NASA-IMPACT / veda-data-airflow

Airflow implementation of ingest pipeline for VEDA STAC data
Other
7 stars 2 forks source link

veda-data-airflow

This repo houses function code and deployment code for producing cloud-optimized data products and STAC metadata for interfaces such as https://github.com/NASA-IMPACT/delta-ui.

Project layout

Fetching Submodules

First time setting up the repo: git submodule update --init --recursive

Afterwards: git submodule update --recursive --remote

Requirements

Docker

See get-docker

Terraform

See terraform-getting-started

AWS CLI

See getting-started-install

Deployment

This project uses Terraform modules to deploy Apache Airflow and related AWS resources using Amazon's managed Airflow provider.

Make sure that environment variables are set

.env.example` contains the environment variables which are necessary to deploy. Copy this file and update its contents with actual values. The deploy script will source and use this file during deployment when provided through the command line:

# Copy .env.example to a new file
$cp .env.example .env
# Fill values for the environments variables

# Init terraform modules
$bash ./scripts/deploy.sh .env <<< init

# Deploy
$bash ./scripts/deploy.sh .env <<< deploy

Note: Be careful not to check in .env (or whatever you called your env file) when committing work.
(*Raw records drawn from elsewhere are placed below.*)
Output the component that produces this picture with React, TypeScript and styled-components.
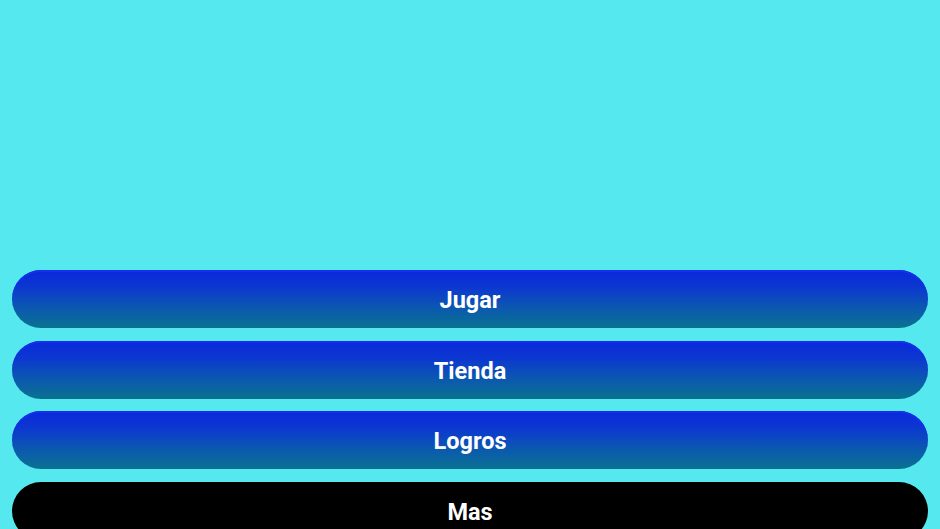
import styled, {createGlobalStyle} from "styled-components";

const GlobalStyle = createGlobalStyle`
  html, body {
    margin: 0;
    padding: 0;
    background: #56e8ef;
    font-family: Roboto, "Liberation Sans", sans-serif;
  }
`;

const Screen = styled.div`
  width: 940px;
  height: 529px;
  overflow: hidden;
  display: flex;
  flex-direction: column;
  background: #56e8ef;
`;

const Header = styled.div`
  height: 270px;
  flex-shrink: 0;
`;

const Menu = styled.nav`
  display: flex;
  flex-direction: column;
  gap: 12.5px;
  padding: 0 12px;
`;

const MenuButton = styled.button<{$dark?: boolean}>`
  height: 58px;
  flex-shrink: 0;
  border: none;
  border-radius: 29px;
  padding: 2px 0 0;
  background: ${p => p.$dark ? '#000' : 'linear-gradient(#0a28dc 0%, #0c38d0 30%, #0b58b0 65%, #0a7290 100%)'};
  box-shadow: ${p => p.$dark ? 'none' : 'inset 0 2px 0 #1430ec'};
  color: #fff;
  font-family: Roboto, "Liberation Sans", sans-serif;
  font-weight: 700;
  font-size: 23.5px;
  cursor: pointer;
`;

const items = ['Jugar', 'Tienda', 'Logros'];

export default function App() {
  return <Screen>
    <GlobalStyle />
    <Header />
    <Menu>
      {items.map(label => <MenuButton key={label}>{label}</MenuButton>)}
      <MenuButton $dark>Mas</MenuButton>
    </Menu>
  </Screen>;
}
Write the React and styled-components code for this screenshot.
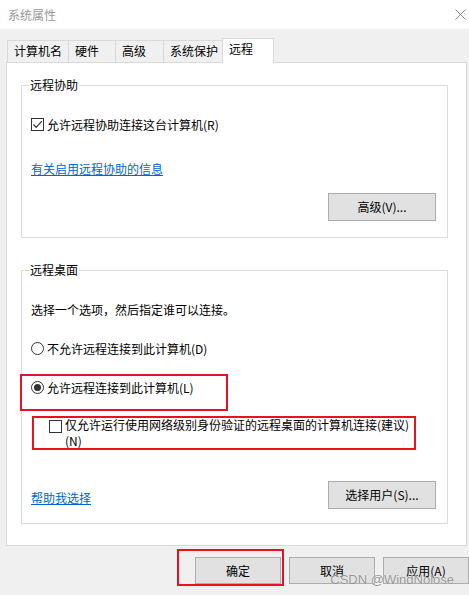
import React from "react";
import styled, { createGlobalStyle } from "styled-components";

const GlobalStyle = createGlobalStyle`
  html, body {
    margin: 0;
    padding: 0;
    background: #f0f0f0;
  }
  body {
    font-family: "Noto Sans CJK SC", "Liberation Sans", sans-serif;
    font-size: 12px;
    color: #000;
  }
`;

const Window = styled.div`
  position: relative;
  width: 469px;
  height: 595px;
  overflow: hidden;
  background: #f0f0f0;
`;

const TitleBar = styled.div`
  display: flex;
  align-items: center;
  justify-content: space-between;
  height: 29px;
  padding: 0 3px 0 8px;
  background: #fff;
`;

const Title = styled.span`
  color: #9a9a9a;
  line-height: 16px;
`;

const Body = styled.div`
  padding: 0 2px 0 6px;
`;

const TabStrip = styled.div`
  display: flex;
  align-items: flex-end;
  margin-top: 9px;
  margin-bottom: -1px;
  padding-left: 1px;
`;

const Tab = styled.div`
  position: relative;
  z-index: ${(p) => (p.$active ? 1 : "auto")};
  box-sizing: border-box;
  width: ${(p) => p.$width}px;
  height: ${(p) => (p.$active ? 25 : 23)}px;
  margin-left: -1px;
  padding: 2px 0 0 6px;
  border: 1px solid #d9d9d9;
  border-bottom: none;
  background: ${(p) => (p.$active ? "#fff" : "#f0f0f0")};
  line-height: 16px;
  white-space: nowrap;

  &:first-child {
    margin-left: 0;
  }
`;

const Panel = styled.div`
  position: relative;
  padding: 14px 18px 21px 14px;
  border: 1px solid #d9d9d9;
  background: #fff;
`;

const Group = styled.fieldset`
  margin: ${(p) => p.$top || 0}px 0 0 0;
  padding: 23px 11px ${(p) => p.$bottom}px 9px;
  border: 1px solid #dcdcdc;
  min-inline-size: 0;
`;

const Legend = styled.legend`
  margin-left: -2px;
  padding: 0 1px;
  line-height: 16px;
`;

const Option = styled.div`
  display: flex;
  align-items: center;
  height: 17px;
  line-height: 17px;
  margin-top: ${(p) => p.$top || 0}px;
  white-space: nowrap;
`;

const Text = styled.div`
  line-height: 17px;
  margin-top: ${(p) => p.$top || 0}px;
`;

const Box = styled.span`
  display: flex;
  align-items: center;
  justify-content: center;
  box-sizing: border-box;
  flex-shrink: 0;
  width: 13px;
  height: 13px;
  margin-right: 3px;
  margin-top: ${(p) => p.$top || 0}px;
  border: 1px solid #333;
  background: #fff;
`;

const Radio = styled.span`
  display: flex;
  align-items: center;
  justify-content: center;
  box-sizing: border-box;
  flex-shrink: 0;
  width: 13px;
  height: 13px;
  margin-right: 3px;
  border: 1px solid #333;
  border-radius: 50%;
  background: #fff;
`;

const Dot = styled.span`
  width: 7px;
  height: 7px;
  border-radius: 50%;
  background: #333;
`;

const Link = styled.a`
  display: block;
  width: fit-content;
  margin-top: ${(p) => p.$top || 0}px;
  margin-bottom: ${(p) => p.$bottom || 0}px;
  color: #0066cc;
  line-height: 17px;
  text-decoration: underline;
  cursor: pointer;
`;

const Button = styled.button`
  display: block;
  box-sizing: border-box;
  width: ${(p) => p.$width}px;
  height: ${(p) => p.$height || 28}px;
  margin-top: ${(p) => p.$top || 0}px;
  margin-left: ${(p) => (p.$right ? "auto" : 0)};
  padding: 0;
  border: 1px solid #adadad;
  background: #e1e1e1;
  color: #000;
  font-family: inherit;
  font-size: 12px;
  line-height: 16px;
`;

const Marked = styled.div`
  position: relative;
  margin-top: ${(p) => p.$top || 0}px;
`;

const Mark = styled.div`
  position: absolute;
  left: ${(p) => p.$x}px;
  top: ${(p) => p.$y}px;
  width: ${(p) => p.$w}px;
  height: ${(p) => p.$h}px;
  box-sizing: border-box;
  border: 2px solid #e81123;
  pointer-events: none;
`;

const NoteOption = styled.div`
  display: flex;
  align-items: flex-start;
  padding-left: 18px;
  line-height: 16px;
  white-space: nowrap;
`;

const ActionRow = styled.div`
  display: flex;
  align-items: flex-end;
  justify-content: space-between;
  margin-top: 32px;
`;

const Footer = styled.div`
  display: flex;
  justify-content: flex-end;
  gap: 8px;
  margin-top: 11px;
`;

const Watermark = styled.div`
  position: absolute;
  right: 15px;
  bottom: 7px;
  font-family: "Liberation Sans", sans-serif;
  font-size: 13px;
  line-height: 16px;
  color: rgba(130, 130, 130, 0.85);
  text-shadow: 0 0 1px #fff;
  pointer-events: none;
`;

const CloseIcon = () => (
  <svg width="11" height="11" viewBox="0 0 11 11">
    <path d="M0.5 0.5 L10.5 10.5 M10.5 0.5 L0.5 10.5" stroke="#8a8a8a" strokeWidth="1" fill="none" />
  </svg>
);

const Check = () => (
  <svg width="11" height="11" viewBox="0 0 11 11">
    <path d="M1.5 5.5 L4.2 8.3 L9.8 2.2" stroke="#333" strokeWidth="1.2" fill="none" />
  </svg>
);

const tabs = [
  { label: "计算机名", width: 62 },
  { label: "硬件", width: 48 },
  { label: "高级", width: 49 },
  { label: "系统保护", width: 60 },
  { label: "远程", width: 52, active: true },
];

export default function App() {
  return (
    <Window>
      <GlobalStyle />
      <TitleBar>
        <Title>系统属性</Title>
        <CloseIcon />
      </TitleBar>

      <Body>
        <TabStrip>
          {tabs.map((t) => (
            <Tab key={t.label} $width={t.width} $active={t.active}>
              {t.label}
            </Tab>
          ))}
        </TabStrip>

        <Panel>
          <Group $bottom={16}>
            <Legend>远程协助</Legend>
            <Option>
              <Box>
                <Check />
              </Box>
              允许远程协助连接这台计算机(R)
            </Option>
            <Link $top={27}>有关启用远程协助的信息</Link>
            <Button $width={108} $top={16} $right>
              高级(V)...
            </Button>
          </Group>

          <Group $top={24} $bottom={14}>
            <Legend>远程桌面</Legend>
            <Text>选择一个选项，然后指定谁可以连接。</Text>
            <Option $top={22}>
              <Radio />
              不允许远程连接到此计算机(D)
            </Option>
            <Marked $top={22}>
              <Option>
                <Radio>
                  <Dot />
                </Radio>
                允许远程连接到此计算机(L)
              </Option>
              <Mark $x={-11} $y={-5} $w={208} $h={37} />
            </Marked>
            <Marked $top={21}>
              <NoteOption>
                <Box $top={3} />
                <span>
                  仅允许运行使用网络级别身份验证的远程桌面的计算机连接(建议)
                  <br />
                  (N)
                </span>
              </NoteOption>
              <Mark $x={1} $y={-1} $w={384} $h={34} />
            </Marked>
            <ActionRow>
              <Link $bottom={3}>帮助我选择</Link>
              <Button $width={108}>选择用户(S)...</Button>
            </ActionRow>
          </Group>
        </Panel>
      </Body>

      <Footer>
        <Marked>
          <Button $width={86} $height={27}>确定</Button>
          <Mark $x={-18} $y={-8} $w={107} $h={37} />
        </Marked>
        <Button $width={86} $height={27}>取消</Button>
        <Button $width={86} $height={27}>应用(A)</Button>
      </Footer>

      <Watermark>CSDN @WindNolose</Watermark>
    </Window>
  );
}
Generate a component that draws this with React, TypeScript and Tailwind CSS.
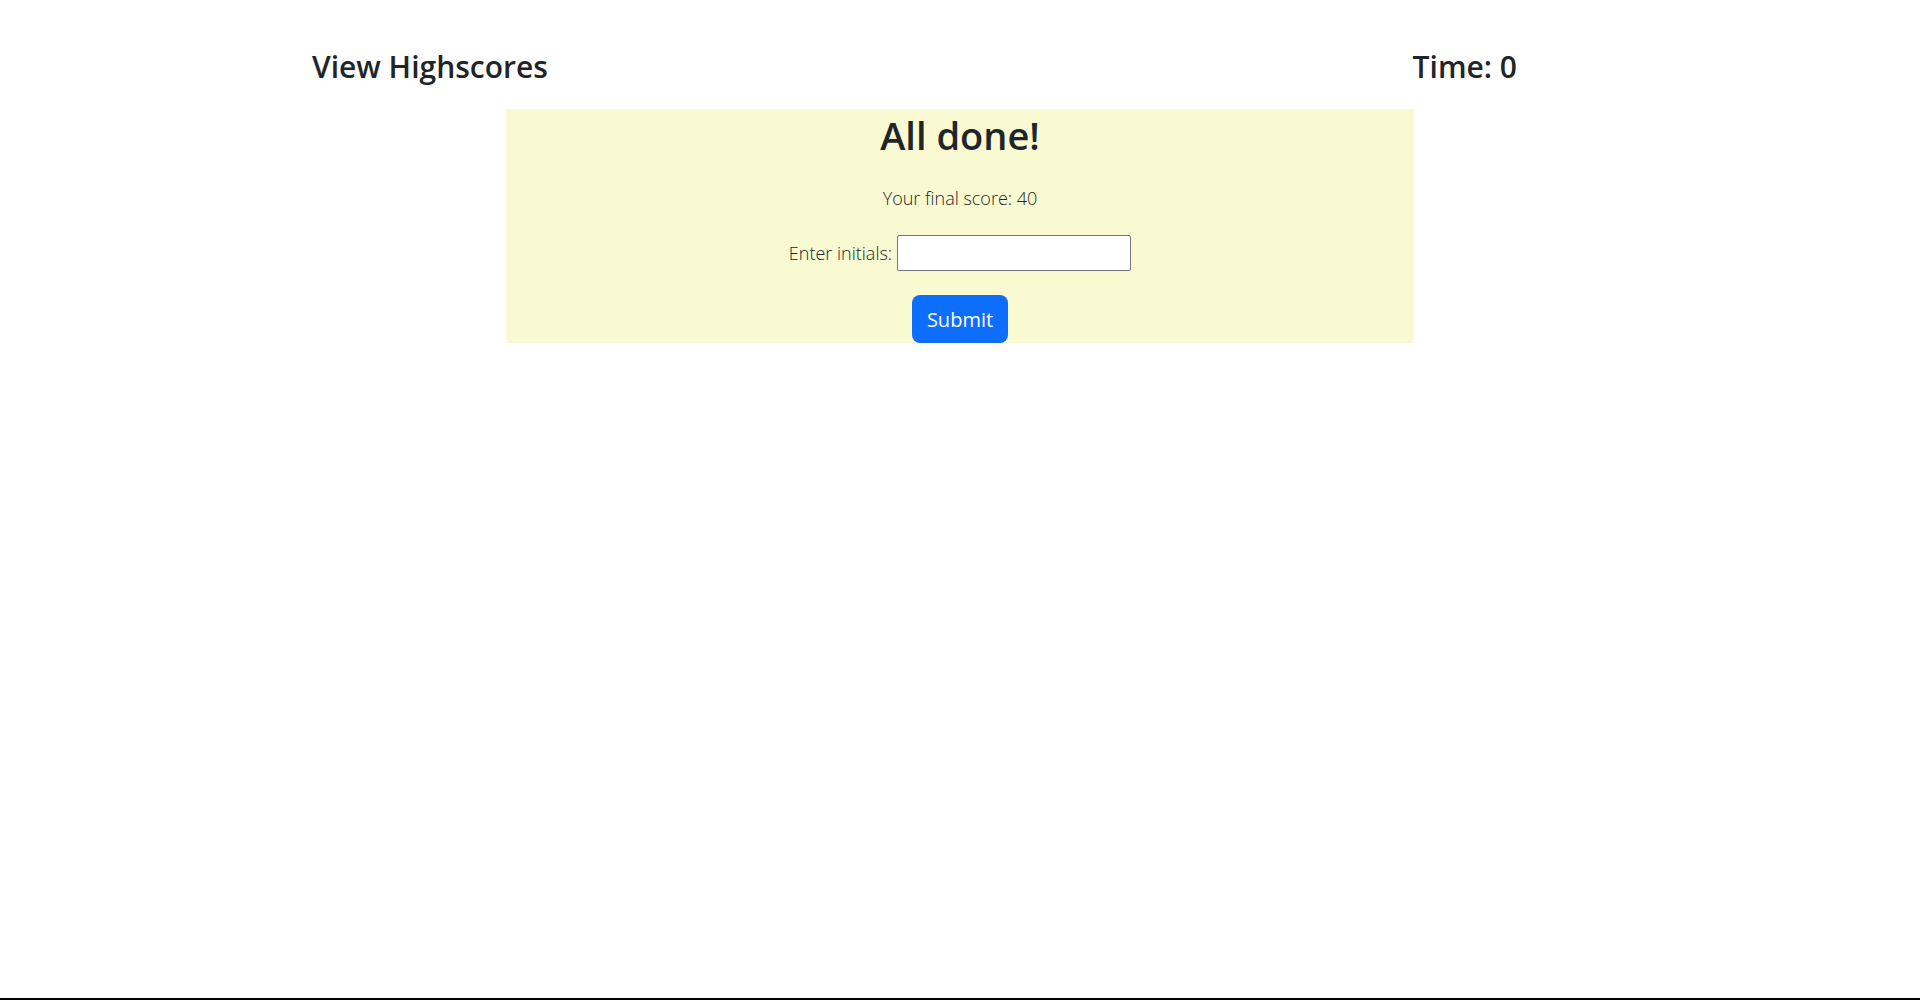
import React from 'react';

const FONT = { fontFamily: '"Open Sans", "Noto Sans", Arial, sans-serif' };

export default function App() {
  return (
    <div
      className="h-[1000px] bg-white border-b-2 border-black text-[#212529]"
      style={FONT}
    >
      {/* header */}
      <div className="pt-[48px] ml-[312px] w-[1205px] flex justify-between items-start">
        <h2 className="text-[30px] leading-[38px] font-semibold">View Highscores</h2>
        <h2 className="text-[30px] leading-[38px] font-semibold">Time: 0</h2>
      </div>

      {/* end screen */}
      <div className="mt-[23px] mx-auto w-[908px] h-[234px] pt-[2px] bg-[#fafad2] flex flex-col items-center">
        <h1 className="text-[38px] leading-[48px] font-semibold">All done!</h1>
        <p className="mt-[24px] text-[18px] leading-[30px] font-light">Your final score: 40</p>
        <div className="mt-[22px] flex items-center gap-[5px]">
          <label htmlFor="initials" className="text-[18px] font-light">Enter initials:</label>
          <input
            id="initials"
            type="text"
            className="w-[234px] h-[36px] bg-white border border-[#767676] rounded-[2px] px-2 text-[16px] outline-none"
          />
        </div>
        <button className="mt-[24px] h-[48px] px-[15px] pt-[2px] rounded-lg bg-[#0d6efd] text-white text-[20px] leading-[30px]">
          Submit
        </button>
      </div>
    </div>
  );
}
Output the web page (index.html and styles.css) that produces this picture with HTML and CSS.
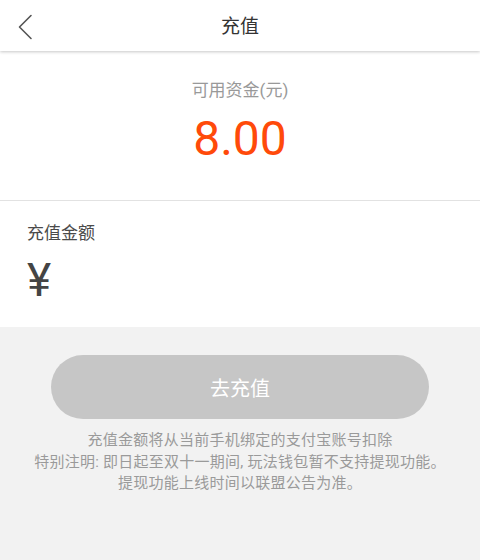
FILE: index.html
```html
<!DOCTYPE html>
<html lang="zh-CN">
<head>
<meta charset="utf-8">
<title>充值</title>
<link rel="stylesheet" href="styles.css">
</head>
<body>
<div class="page">
  <header class="topbar">
    <div class="back">
      <svg width="16" height="26" viewBox="0 0 16 26"><path d="M14 1.5 L2.5 13 L14 24.5" fill="none" stroke="#555" stroke-width="1.6" stroke-linecap="round" stroke-linejoin="round"/></svg>
    </div>
    <div class="title">充值</div>
    <div></div>
  </header>
  <section class="balance">
    <div class="balance-label">可用资金(元)</div>
    <div class="balance-amount">8.00</div>
  </section>
  <section class="recharge">
    <div class="recharge-label">充值金额</div>
    <div class="recharge-input">¥</div>
  </section>
  <section class="actions">
    <div class="btn">去充值</div>
    <div class="notes">
      <p>充值金额将从当前手机绑定的支付宝账号扣除</p>
      <p>特别注明: 即日起至双十一期间, 玩法钱包暂不支持提现功能。</p>
      <p>提现功能上线时间以联盟公告为准。</p>
    </div>
  </section>
</div>
</body>
</html>
```
FILE: styles.css
```css
html, body {
  margin: 0;
  padding: 0;
}
body {
  background: #f2f2f2;
  font-family: "Roboto", "Noto Sans CJK SC", sans-serif;
}
.page {
  width: 480px;
  height: 560px;
  overflow: hidden;
  display: flex;
  flex-direction: column;
}
.topbar {
  height: 51px;
  background: #fff;
  display: grid;
  grid-template-columns: 60px 1fr 60px;
  align-items: center;
  box-shadow: 0 1px 3px rgba(0, 0, 0, 0.22);
  position: relative;
  z-index: 1;
}
.back {
  display: flex;
  align-items: center;
  padding-left: 17px;
  height: 100%;
}
.back svg {
  display: block;
}
.title {
  text-align: center;
  font-size: 19px;
  color: #333;
  line-height: 53px;
}
.balance {
  background: #fff;
  padding: 27px 0 33px;
  text-align: center;
  border-bottom: 1px solid #e2e2e2;
}
.balance-label {
  font-size: 17px;
  line-height: 24px;
  color: #999;
}
.balance-amount {
  margin-top: 9px;
  font-size: 48px;
  line-height: 56px;
  color: #ff4a0a;
}
.recharge {
  background: #fff;
  padding: 20px 27px 19px;
}
.recharge-label {
  font-size: 17px;
  line-height: 24px;
  color: #4a4a4a;
}
.recharge-input {
  margin-top: 7px;
  font-size: 46px;
  line-height: 56px;
  color: #444;
}
.actions {
  flex: 1;
  padding: 28px 0 0;
}
.btn {
  margin: 0 51px;
  height: 64px;
  border-radius: 32px;
  background: #c6c6c6;
  color: #fff;
  font-size: 20px;
  display: flex;
  align-items: center;
  justify-content: center;
}
.notes {
  margin-top: 11px;
  text-align: center;
  font-size: 15px;
  line-height: 21.5px;
  letter-spacing: 0.25px;
  color: #9a9a9a;
}
.notes p {
  margin: 0;
}
```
Currently, the client id and domain of an existing Cognito user pool programmatic client must be supplied in configuration as VEDA_CLIENT_ID and VEDA_COGNITO_DOMAIN (the veda-auth project can be used to deploy a Cognito user pool and client). To dispense auth tokens via the workflows API swagger docs, an administrator must add the ingest API lambda URL to the allowed callbacks of the Cognito client.

Gitflow Model

VEDA pipeline gitflow

License

This project is licensed under Apache 2, see the LICENSE file for more details.